Security service arrests one, accuses another of funneling reconstruction money to terrorist group’s military wing

Judah Ari Gross is The Times of Israel's religions and Diaspora affairs correspondent.

Muhammad Murtaja, 40, arrested by the Shin Bet for allegedly helping funnel money from Turkish charities to the Hamas terrorist group. (Coordinator of the Government's Activities in the Territories)
Muhammad Murtaja, 40, arrested by the Shin Bet for allegedly helping funnel money from Turkish charities to the Hamas terrorist group. (Coordinator of the Government's Activities in the Territories)

The Shin Bet security service accused two Palestinian men of funneling Gaza reconstruction funds from Turkish charities to the Hamas terrorist group.

The manager of the Gaza branch of the Turkish International Cooperation and Development Agency (TIKA), Muhammad Murtaja, was arrested last month on suspicion that he was working on behalf of Hamas, the Shin Bet announced on Tuesday.

Mehmet Kaya, the head of the Turkish Humanitarian Relief Foundation, known by its acronym IHH, was also implicated in the Shin Bet investigation.

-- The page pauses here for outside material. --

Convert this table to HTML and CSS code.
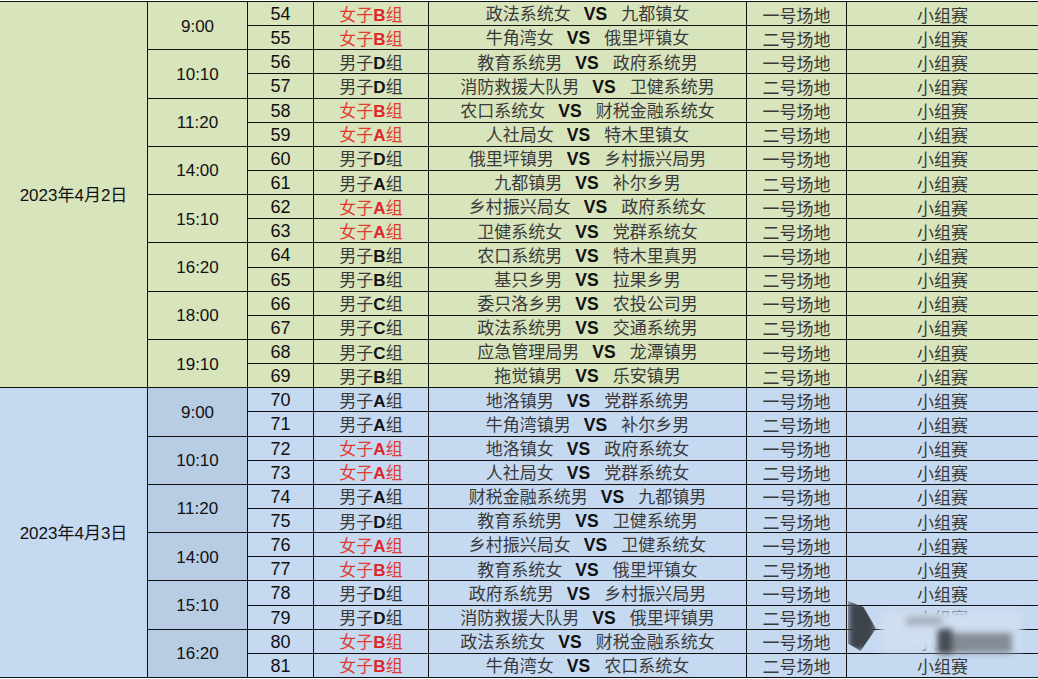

However, Kaya has not yet been arrested.

“The egotistical Hamas terror organization has robbed funds that are meant for the needy of Gaza from international organizations. Hamas prospers at the expense of the residents of the Strip and uses donations meant for them to finance terror,” said Maj. Gen. Yoav Mordechai, coordinator of government activities in the territories.

Palestinian children play in abandoned vehicles in an impoverished area in the southern Gaza Strip city of Khan Younis, on April 26, 2016. (AFP/Mahmud Hams)
Palestinian children play in abandoned vehicles in an impoverished area in the southern Gaza Strip city of Khan Younis, on April 26, 2016. (AFP/Mahmud Hams)

According to the security agency, Murtaja took advantage of his position in TIKA in order to direct funds and resources away from “meaningful humanitarian projects” and toward Hamas’s military wing.

One apparent scam detailed by the security service allowed “millions of shekels” to be given to Hamas members in food and cash.

The Shin Bet said Murtaja replaced the names of candidates eligible for humanitarian aid with the names people who “were apparently Hamas military operatives and their families,” who then received money and benefits from TIKA.

The 40-year-old Murtaja was arrested as he attempted to travel from Gaza to Turkey.

Hamas leader Ismail Haniyeh is greeted by supporters upon his return to Gaza City on January 27, 2017. (AFP/Mohammed Abed)
Hamas leader Ismail Haniyeh is greeted by supporters upon his return to Gaza City on January 27, 2017. (AFP/Mohammed Abed)

According to the Shin Bet, Murtaja’s embezzlement of TIKA’s funds was known by Hamas’s upper echelon, “with Ismail Haniyeh at its head.”

IHH, which Israel officially considers to be a terrorist organization, was behind the 2010 Mavi Marmara flotilla, in which nine activists were killed after attacking Israeli commandos who boarded their ship.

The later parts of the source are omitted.